As former Archbishop of Canterbury, Rowan Williams, says of T.S. Eliot’s poem, “(We have) a new start that is felt only as the death of all that has been familiar; and yet the old world goes on, galloping aimlessly like the old white horse. Eliot never wanted to present religious faith as a nice cheerful answer to everyone’s questions, but as an inner shift so deep that you could hardly notice it, yet giving a new perspective on everything and a new restlessness in a tired and chilly world.”

It occurs to me that our school is a place rich with epiphany. I’m not talking about lightbulb moments that happen daily in the classroom. True epiphanies don’t just happen out of nowhere, and they are relatively rare occurrences. True epiphanies rely on a significant reservoir of knowledge, depth of thought, and investment of time and energy. Innovations are not epiphanies.
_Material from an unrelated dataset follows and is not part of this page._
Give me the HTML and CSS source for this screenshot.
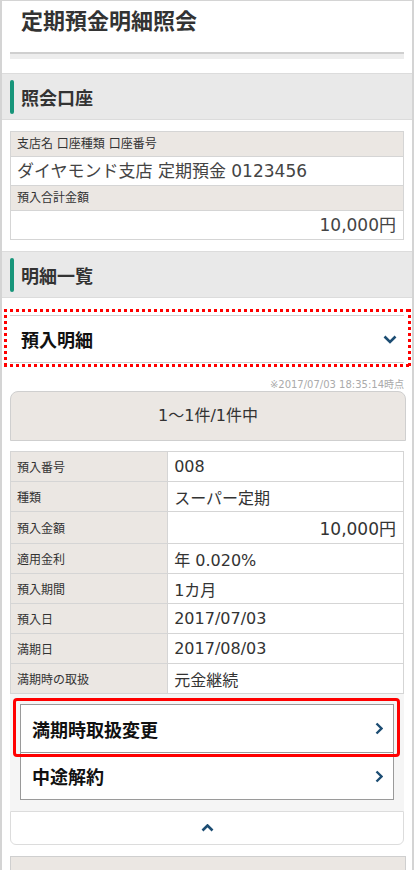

However, with the ever-changing nature of our school community from newcomers to graduates, teaching fellows to retirees, newborn babies to deaths of loved ones, we are constantly experiencing the birth of something new and the death of something old.

I hope we can all cherish the journey while we are here. The ways deep; the weather sharp; the dead of winter; the melting snow; the summer palaces; the sleeping in snatches; the voices that tell us it’s all folly; the old white horses; the new babies; the fulfillment, light, and gladness of a true epiphany.